A fascinating treatise on how animals (dead and alive) have invaded art and gallery spaces. Remember Joseph Beuy’s live-in coyote, Janis Kounelle’s installation of live horses or Damien Hirst’s preserved shark? Giovanni Aloi delves into all these examples to uncover the role of the animal in art and the implications of the controversial relationship. An erudite meditation on primitivism and the juxtaposition between artificial space and natural life.

“Art and Animals,” by Giovanni Aloi. I.B. Tauris, 27.50 USD

Everything you always wanted to know about the button but were too afraid to ask. Nina Edwards’s book is an inventive exploration on the secret life of buttons and their often neglected importance. Like neglected treasures invested with the memories of clothes past - Louis XIV, for example, spent a fortune on his - this is a cultural history traces the button’s pedigree from previous fastenings through to the modern day, via button-badges and, yes, even button jewellery. Once you’re finished, you’ll never look at the humble buttons the same way again

“On the Button: The Significance of an Ordinary Item,” by Nina Edwards. I.B. Tauris, 25 USD

After a decade of conversations with Ferran Adria, renowned food writer Colman Andrews traces the Spanish super-chef’s rise from his beginnings as a cook in the military to the creative genius behind one of the world’s most famous restaurants, El Bulli. An intimate overview of the man who sparked a culinary revolution with his hot jellies and liquid nitrogen dishes, Adria says this will be the last book authorized by him, so it could be your last and only reference.
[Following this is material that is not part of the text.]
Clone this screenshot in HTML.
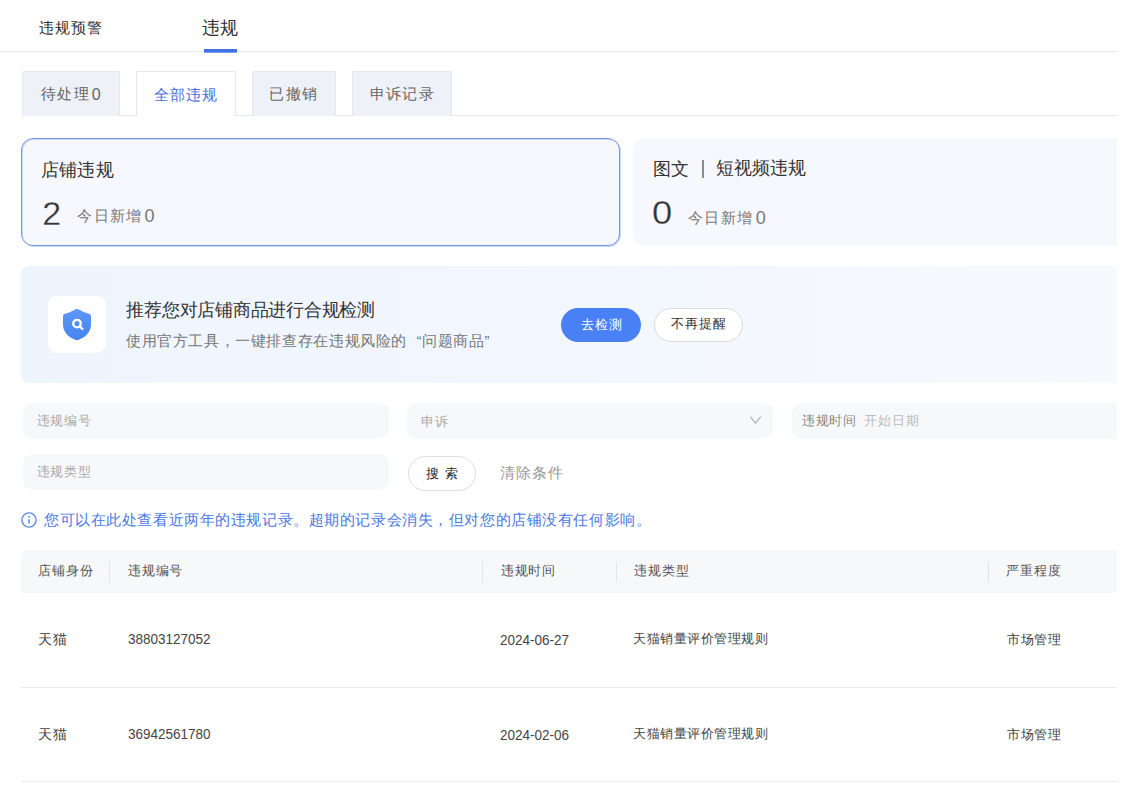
<!DOCTYPE html>
<html><head><meta charset="utf-8">
<style>
*{box-sizing:border-box;margin:0;padding:0}
html,body{width:1140px;height:806px;overflow:hidden;background:#fff}
body{position:relative;font-family:"Liberation Sans",sans-serif;color:#333}
.a{position:absolute;white-space:nowrap}
.t{line-height:1}
.tab{top:71px;height:45px;background:#eef1f7;border:1px solid #e4e7ee;border-bottom:none;border-radius:2px 2px 0 0}
.tab.on{background:#fff}
.inp{height:36px;background:#f7f8fa;border-radius:10px}
.dv{top:562px;width:1px;height:20px;background:#e3e3e3}
.ql{display:inline-block;width:1em;text-align:right}
.qr{display:inline-block;width:1em;text-align:left}
</style></head><body>
<div class="a" style="left:0;top:0;width:1117px;height:806px;overflow:hidden">
<!-- top tabs -->
<div class="a" style="left:0;top:51px;width:1140px;height:1px;background:#e8e8e8"></div>
<div class="a" style="left:204px;top:49px;width:33px;height:4px;background:linear-gradient(#3f72e2 0,#3f72e2 3px,#7d9fe8 3px)"></div>

<!-- sub tabs -->
<div class="a" style="left:22px;top:115px;width:1120px;height:1px;background:#e6e6e6"></div>
<div class="a tab" style="left:22px;width:98px"></div>
<div class="a tab on" style="left:136px;width:100px"></div>
<div class="a tab" style="left:252px;width:84px"></div>
<div class="a tab" style="left:352px;width:100px"></div>

<!-- stat cards -->
<div class="a" style="left:21px;top:138px;width:599px;height:108px;background:#f7f8fd;border:1px solid #7a96d8;border-radius:12px;box-shadow:inset 1px 1px 0 rgba(150,182,245,0.5),1px 1px 0 rgba(150,182,245,0.5)"></div>
<div class="a" style="left:633px;top:138px;width:520px;height:108px;background:#f7f8fd;border-radius:12px"></div>

<div class="a" style="left:702px;top:160px;width:2px;height:18px;background:#8c8c84"></div>
<!-- banner -->
<div class="a" style="left:21px;top:266px;width:1096px;height:117px;background:linear-gradient(90deg,#eff5fe 0%,#f3f7fe 60%,#f8f9fe 100%);border-radius:8px 0 0 8px"></div>
<div class="a" style="left:48px;top:296px;width:58px;height:57px;background:#fff;border-radius:9px"></div>
<svg class="a" style="left:60px;top:306px" width="34" height="38" viewBox="0 0 34 38">
  <defs><linearGradient id="g" x1="0" y1="0" x2="0" y2="1"><stop offset="0" stop-color="#5e97f5"/><stop offset="1" stop-color="#4484f2"/></linearGradient></defs>
  <path d="M17 2.9 Q16.3 2.9 15.6 3.3 C12.5 5 8.5 7.2 4.5 8 Q3 8.4 3 10 L3 18.5 C3 26 8.5 31.5 15.8 33.9 Q17 34.3 18.2 33.9 C25.5 31.5 31 26 31 18.5 L31 10 Q31 8.4 29.5 8 C25.5 7.2 21.5 5 18.4 3.3 Q17.7 2.9 17 2.9 Z" fill="url(#g)"/>
  <circle cx="17" cy="17.6" r="3.75" fill="none" stroke="#fff" stroke-width="2.4"/>
  <path d="M20 20.6 L22.4 23" stroke="#fff" stroke-width="2.3" stroke-linecap="round"/>
</svg>
<div class="a" style="left:561px;top:308px;width:80px;height:34px;background:#4a80f5;border-radius:17px"></div>
<div class="a" style="left:654px;top:308px;width:89px;height:34px;background:#fff;border:1px solid #dcdcdc;border-radius:17px"></div>

<!-- filters -->
<div class="a inp" style="left:23px;top:403px;width:366px"></div>
<div class="a inp" style="left:407px;top:403px;width:366px"></div>
<svg class="a" style="left:749px;top:415px" width="13" height="10" viewBox="0 0 13 10"><path d="M1.2 1.6 L6.5 8.2 L11.8 1.6" fill="none" stroke="#b5b5b5" stroke-width="1.35"/></svg>
<div class="a inp" style="left:792px;top:403px;width:360px"></div>
<div class="a inp" style="left:23px;top:454px;width:366px"></div>
<div class="a" style="left:408px;top:456px;width:68px;height:35px;background:#fff;border:1px solid #dedede;border-radius:18px"></div>

<!-- info -->
<svg class="a" style="left:21px;top:512px" width="16" height="16" viewBox="0 0 16 16"><circle cx="8" cy="8" r="7.1" fill="none" stroke="#5f8ae3" stroke-width="1.4"/><rect x="7.2" y="7.3" width="1.6" height="4.2" fill="#5f8ae3"/><rect x="7.2" y="3.9" width="1.6" height="1.8" fill="#5f8ae3"/></svg>

<!-- table -->
<div class="a" style="left:21px;top:550px;width:1130px;height:43px;background:#f7f8fa;border-radius:8px 0 0 0"></div>
<div class="a dv" style="left:109px"></div>
<div class="a dv" style="left:482px"></div>
<div class="a dv" style="left:616px"></div>
<div class="a dv" style="left:988px"></div>
<div class="a" style="left:21px;top:687px;width:1130px;height:1px;background:#ececec"></div>
<div class="a" style="left:21px;top:781px;width:1130px;height:1px;background:#ececec"></div>
</div>

<div class="a t" style="left:38.6px;top:20.2px;font-size:15px;color:#333;letter-spacing:1.13px">违规预警</div>
<div class="a t" style="left:202.0px;top:18.7px;font-size:18px;color:#333;letter-spacing:-0.5px">违规</div>
<div class="a t" style="left:41.0px;top:85.9px;font-size:15px;color:#666;letter-spacing:1.4px">待处理</div>
<div class="a t" style="left:91.8px;top:86.6px;font-size:16px;color:#666">0</div>
<div class="a t" style="left:153.8px;top:87.2px;font-size:15px;color:#4a6ee0;letter-spacing:1.2px">全部违规</div>
<div class="a t" style="left:269.0px;top:85.9px;font-size:15px;color:#666;letter-spacing:1.5px">已撤销</div>
<div class="a t" style="left:370.0px;top:85.9px;font-size:15px;color:#666;letter-spacing:1.17px">申诉记录</div>
<div class="a t" style="left:41.0px;top:160.5px;font-size:18px;color:#333;letter-spacing:0.2px">店铺违规</div>
<div class="a t" style="left:42.2px;top:195.7px;font-size:34px;color:#333;-webkit-text-stroke:0.3px #f7f8fd">2</div>
<div class="a t" style="left:77.3px;top:208.0px;font-size:15px;color:#777;letter-spacing:1.3px">今日新增</div>
<div class="a t" style="left:144.6px;top:207.0px;font-size:18px;color:#777">0</div>
<div class="a t" style="left:653.0px;top:159.5px;font-size:18px;color:#333;letter-spacing:0.3px">图文</div>
<div class="a t" style="left:716.3px;top:159.4px;font-size:18px;color:#333;letter-spacing:-0.07px">短视频违规</div>
<div class="a t" style="left:652.2px;top:194.6px;font-size:34px;color:#333;-webkit-text-stroke:0.3px #f7f8fd;display:inline-block;transform:scaleX(1.07);transform-origin:0 0">0</div>
<div class="a t" style="left:688.2px;top:210.2px;font-size:15px;color:#777;letter-spacing:1.27px">今日新增</div>
<div class="a t" style="left:755.8px;top:209.2px;font-size:18px;color:#777">0</div>
<div class="a t" style="left:126.4px;top:301.0px;font-size:18px;color:#333;letter-spacing:-0.26px">推荐您对店铺商品进行合规检测</div>
<div class="a t" style="left:126.0px;top:333.1px;font-size:15px;color:#777;letter-spacing:0.61px">使用官方工具，一键排查存在违规风险的<span class=ql>“</span>问题商品<span class=qr>”</span></div>
<div class="a t" style="left:581.0px;top:317.8px;font-size:13px;color:#fff;letter-spacing:0.85px">去检测</div>
<div class="a t" style="left:671.0px;top:317.4px;font-size:13px;color:#333;letter-spacing:1.0px">不再提醒</div>
<div class="a t" style="left:36.7px;top:414.2px;font-size:13px;color:#aaa;letter-spacing:0.7px">违规编号</div>
<div class="a t" style="left:421.0px;top:414.8px;font-size:13px;color:#aaa;letter-spacing:1.0px">申诉</div>
<div class="a t" style="left:801.8px;top:414.2px;font-size:13px;color:#888;letter-spacing:0.73px">违规时间</div>
<div class="a t" style="left:864.4px;top:413.6px;font-size:13px;color:#bbb;letter-spacing:0.8px">开始日期</div>
<div class="a t" style="left:36.7px;top:465.2px;font-size:13px;color:#aaa;letter-spacing:0.7px">违规类型</div>
<div class="a t" style="left:425.7px;top:466.5px;font-size:13px;color:#222;letter-spacing:5.9px">搜索</div>
<div class="a t" style="left:499.7px;top:465.1px;font-size:15px;color:#999;letter-spacing:1.27px">清除条件</div>
<div class="a t" style="left:44.0px;top:512.0px;font-size:15px;color:#4a78e4;letter-spacing:0.57px">您可以在此处查看近两年的违规记录。超期的记录会消失，但对您的店铺没有任何影响。</div>
<div class="a t" style="left:37.8px;top:564.2px;font-size:13px;color:#555;letter-spacing:1.2px">店铺身份</div>
<div class="a t" style="left:128.2px;top:564.2px;font-size:13px;color:#555;letter-spacing:0.77px">违规编号</div>
<div class="a t" style="left:501.4px;top:564.2px;font-size:13px;color:#555;letter-spacing:0.37px">违规时间</div>
<div class="a t" style="left:634.0px;top:564.2px;font-size:13px;color:#555;letter-spacing:0.87px">违规类型</div>
<div class="a t" style="left:1005.7px;top:564.4px;font-size:13px;color:#555;letter-spacing:1.2px">严重程度</div>
<div class="a t" style="left:37.8px;top:632.3px;font-size:14px;color:#444;letter-spacing:1.2px">天猫</div>
<div class="a t" style="left:127.6px;top:631.3px;font-size:15px;color:#444;display:inline-block;transform:scaleX(0.9);transform-origin:0 0">38803127052</div>
<div class="a t" style="left:500.0px;top:631.5px;font-size:15px;color:#444;display:inline-block;transform:scaleX(0.9);transform-origin:0 0">2024-06-27</div>
<div class="a t" style="left:633.0px;top:632.2px;font-size:13px;color:#444;letter-spacing:0.52px">天猫销量评价管理规则</div>
<div class="a t" style="left:1007.0px;top:633.0px;font-size:13px;color:#444;letter-spacing:0.67px">市场管理</div>
<div class="a t" style="left:37.8px;top:727.3px;font-size:14px;color:#444;letter-spacing:1.2px">天猫</div>
<div class="a t" style="left:127.6px;top:726.3px;font-size:15px;color:#444;display:inline-block;transform:scaleX(0.9);transform-origin:0 0">36942561780</div>
<div class="a t" style="left:500.0px;top:726.5px;font-size:15px;color:#444;display:inline-block;transform:scaleX(0.9);transform-origin:0 0">2024-02-06</div>
<div class="a t" style="left:633.0px;top:727.2px;font-size:13px;color:#444;letter-spacing:0.52px">天猫销量评价管理规则</div>
<div class="a t" style="left:1007.0px;top:728.0px;font-size:13px;color:#444;letter-spacing:0.67px">市场管理</div>
</body></html>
“Reinventing Food. Ferran Adria: The man who changed the way we eat” by Colman Andrews. Phaidon Press, 32 USD.

Architect Rem Koolhaas teams up with curator Hans Ulrich Obrist to interview the surviving members of the Metabolism movement, possibly the last radical, non-Western movement to treat architecture as a public affair. Although the man who sparked this movement, Kenzo Tange, died in 2005, the same year both writers began their interviews, the “mass of conversations constructed around his absence” Has nevertheless resulted in a beautifully illustrated book with archival photographs. Truly a collector’s item.

“Project Japan: Metabolism Talks…,” by Rem Koolhaas and Hans Ulrich Obrist, Taschen, 59.99 USD.